The exception that motivates DiD
StaggeredPanelDGP is the one world where the point estimate itself breaks. Units enter treatment at different periods, with selection on X into the eventually-treated group and a calendar trend, so treated cohorts differ at baseline and drift over time:
y_{it} = \eta_i + \text{trend}\cdot t + \text{att}\cdot \text{post}_{it} + \varepsilon_{it},\qquad \eta_i \text{ correlated with } X_i .

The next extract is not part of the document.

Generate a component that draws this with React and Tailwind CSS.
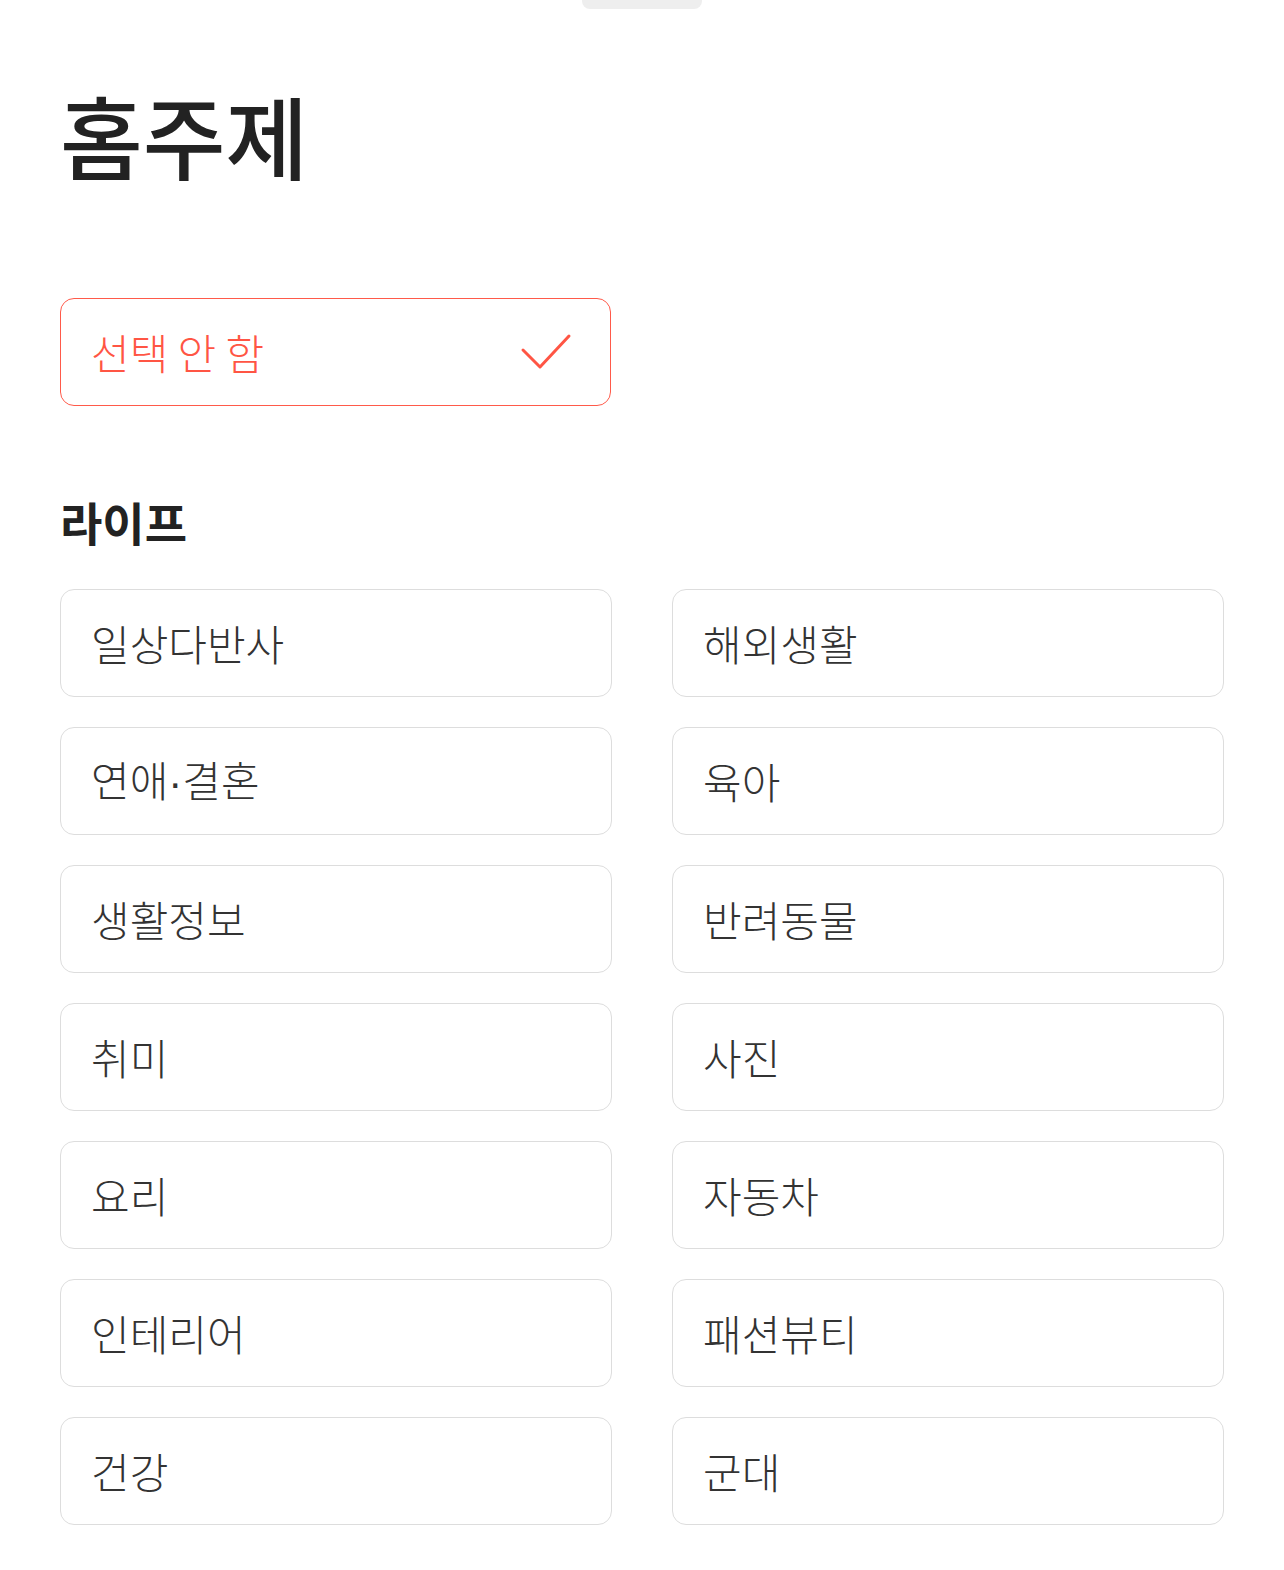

With the true ATT planted at 1.00, a naive last-period treated-minus-control difference reads \approx\,1.84 — confounded by the baseline gap and the trend. biased by 84%. Differencing out the unit fixed effect and the common trend (DiD) is what recovers the planted 1.00 — the whole reason the DiD chapter exists. This is the only rung where you cannot get away with diff-in-means, which is precisely why it earns its own world.
Why this matters
Every world in the zoo exists to pair an estimator with the truth it is supposed to recover — not a generic ATE, but the right estimand for that world: a risk difference for binary, a rate difference for count, an S(D30) contrast for survival, an ATT for the staggered panel. Because each ground_truth() is authored, not estimated, the harness gates per world: an estimator is certified only on the worlds whose truth it actually recovers with nominal coverage, and biased — with the miss measured — on the worlds it cannot. The ladder tells you which complication you are testing against; the zoo tells you which inference the answer demands. Together they are why the green badge on the scorecard means something a real platform can never prove.